В Гефсиманском скиту[595]
, деревянной церкви 18 века — служба, как в Катакомбах. Несравнимо красивее, лучше, значительнее напевы монастырского скитского богослужения (чем в приходских церквях).А хорошо, что все это было, и хорошо, что прошло. Ведь он не Флоренский, не Фаворский и не Мансуров. При их имени и не придет и в голову магическое «а потом?», какое неизбежно является при всем очаровании Иоанна. Радуга, Фата Моргана, все чудесное на свете, но какого-то веса нет. Ах, не знаю, о чем это я говорю.
Варвара Мирович
Нездоровится. Нет сил ни на сон, ни на бодрствование. Засыпаю только, когда Вавочка положит мне на лоб руку.

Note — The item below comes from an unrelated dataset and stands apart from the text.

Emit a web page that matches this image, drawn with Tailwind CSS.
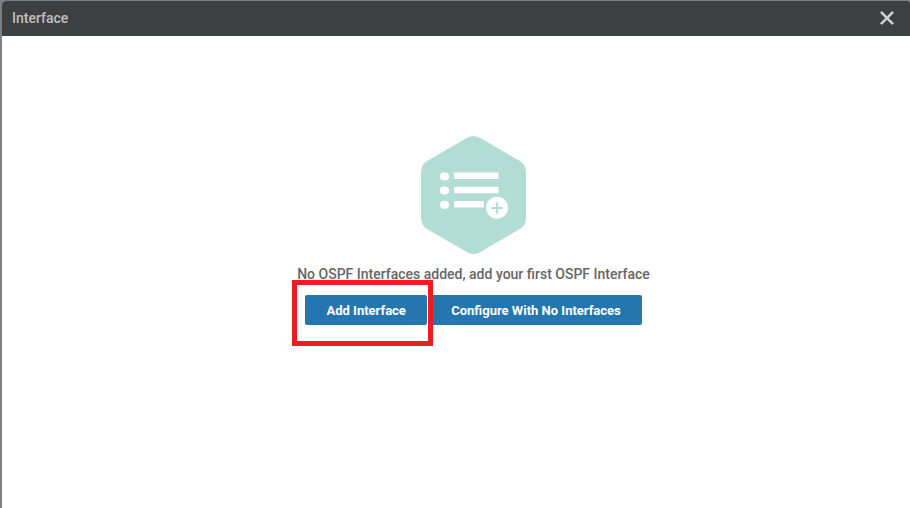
<!DOCTYPE html>
<html lang="en">
<head>
<meta charset="utf-8">
<meta name="viewport" content="width=device-width, initial-scale=1">
<title>Interface</title>
<script src="https://cdn.jsdelivr.net/npm/@tailwindcss/browser@4"></script>
</head>
<body class="flex min-h-screen bg-[#7e7f82] pt-px pl-[2px] font-[Roboto,sans-serif]">
<section role="dialog" aria-labelledby="title" class="flex flex-1 flex-col overflow-hidden rounded-tl rounded-tr-xs bg-white">
  <header class="flex h-[35px] items-center justify-between bg-[#3e3f41] pr-4 pb-[2px] pl-[10px]">
    <h1 id="title" class="text-sm font-medium text-[#c0c0c0]">Interface</h1>
    <button type="button" aria-label="Close" class="text-[#d0d0d0]">
      <svg class="size-[14px]" viewBox="0 0 14 14" fill="none" stroke="currentColor" stroke-width="2.5"><path d="M.9.9l12.200 12.200M13.100.9L.9 13.100"/></svg>
    </button>
  </header>
  <main class="flex flex-col items-center pt-[100px] pl-[35px]">
    <svg class="h-[118px] w-[105px]" viewBox="0 0 105 118" aria-hidden="true">
      <path fill="#b2ddd4" d="M46.5 1.6Q52.5-1.6 58.5 1.6L98.5 24.8Q105 28.5 105 36V82Q105 89.5 98.5 93.2L58.5 116.4Q52.5 119.6 46.5 116.4L6.5 93.2Q0 89.5 0 82V36Q0 28.5 6.5 24.8Z"/>
      <g fill="#fff">
        <rect x="19" y="36.500" width="9.200" height="8" rx="4"/>
        <rect x="19" y="50.500" width="9.200" height="8" rx="4"/>
        <rect x="19" y="64.800" width="9.200" height="8" rx="4"/>
        <rect x="33" y="36.500" width="44.500" height="6.500" rx="1"/>
        <rect x="33" y="50.800" width="44.500" height="6.500" rx="1"/>
        <rect x="33" y="65" width="30" height="6.500" rx="1"/>
        <circle cx="76" cy="71.800" r="11"/>
      </g>
      <path stroke="#b2ddd4" stroke-width="2" d="M70.500 72h11M76 66.500v11"/>
    </svg>
    <p class="mt-[10px] text-sm font-medium text-[#666]">No OSPF Interfaces added, add your first OSPF Interface</p>
    <div class="mt-[11px] flex gap-[3px]">
      <div class="relative">
        <button type="button" class="h-[30px] min-w-[122px] rounded-xs bg-[#2576ae] px-5 pt-[2px] text-[13px] font-bold text-white">Add Interface</button>
        <span class="pointer-events-none absolute -top-[15px] -right-[6px] -bottom-[21px] -left-[13px] z-10 border-5 border-[#ed1c24]"></span>
      </div>
      <button type="button" class="h-[30px] rounded-xs bg-[#2576ae] px-[21px] pt-[2px] text-[13px] font-bold text-white">Configure With No Interfaces</button>
    </div>
  </main>
</section>
</body>
</html>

Сегодня в моей комнате с кафельной лежанкой дошкольницы по очереди рассказывали сказки. Устала от них (много их). Вавочка в утешение потом прочла мне несколько баллад Жуковского (Лида заразила нас своим увлечением его «кованым стихом» в балладах, особенно в «Смальгольмском бароне»[596]
и затопила печку. Чисто в комнате, тепло, тихо. Вавочка сказала сегодня, что она знала на своем веку мало людей, которые умели бы так сильно, радостно и ненасытно радоваться стихиям мира, как я. А мне все кажется, что мало, что я не знаю какой-то полноты радости прекрасному земному. Куда уж тут до небесного, когда и на земле-то не тверда на ногах. Дал бы Бог язычницей-то сделаться по-настоящему.Но почему же, почему мне мало Иоанна? Вот я подумала, — ну вот он — все прекрасное земное, а потом-то что же? Вот это «потом» и есть то, чего я не знаю и что я люблю в Мансурове, во Флоренском, в Фаворском, даже в Михаиле Владимировиче, (которого я совсем не люблю, между прочим, а только как-то объективно ценю, уважаю и вообще верю, что он очень хороший). Что же это такое? Какое-то движение, своя линия, свой путь (неприятно здесь слово «путь», не то теософками, не то народниками, не то какой-то пользой пахнет).
Фаворский — вот уж сам свой, монолитный и кристальный, настоящий человек (как был задуман человек, так вот он и есть, ничуть не исказился, его даже и высокая культура не испортила, а только утончила, сделала еще лучше, чем он был задуман). Богом? Его не развеешь, не разобьешь. (Может быть, даже и об угол не расшибешь в каких-то случаях). Я его почти совсем не знаю, а очень люблю. Светлый брат. И я бы хотела, чтобы он был моим другом и чтобы я была его другом. Может быть, чтобы было похоже на то, что у него есть к Наталье Дмитриевне, — конечно, не то же самое, потому что ее-то он любит, но хоть, чтобы было похоже.
А этот? Что это? Дитя, стихия, неуемный Великолепный кусок прекрасного земного, по-детски потянувшегося к чему-то, чего сам не знает, а просто подвернулось ему на глаза. Дерзкий он, неуемный, все сразу хочет, а выбора-то и нет! И беспомощный. Он пропал бы сию же минуту, если бы Нина Яковлевна оставила бы его. Пропал бы сию же минуту без жены, без няни, без крепкой руки, которая держит его за ухо, а сам-то огромный, кажется — двинет, шевельнется, и мир перевернет. То-то и дело, что не повернет по-своему, просто кувырнет и сам кувырнется, дай ему только волю. Сам не знает, чего хочет. Радоваться? Ну, не беда, если и не дотянется за попавшей на глаза игрушкой. Жизнь не обидит его и сейчас же пододвинет другую.
Ой, устала. Сегодня и завтра, дни и ночи самой глухой зимней поры, в понедельник день и ночь переменятся, и ночь уступит дню на две минуты, а потом будет все сокращаться и совсем отодвинется с главного места. Но сейчас глухая пора, вероятно, такая самая, какая ко мне пришла, лечь бы тихонько и не двигаться. Не вижу, не слышу, не помню.
…Если бы пришел он опять, неуемный, и позвал бы опять в лес, — я бы уже не послушалась.
Хотела бы ли я, чтобы он был так же внимателен? Да, в лес я уже не пошла бы.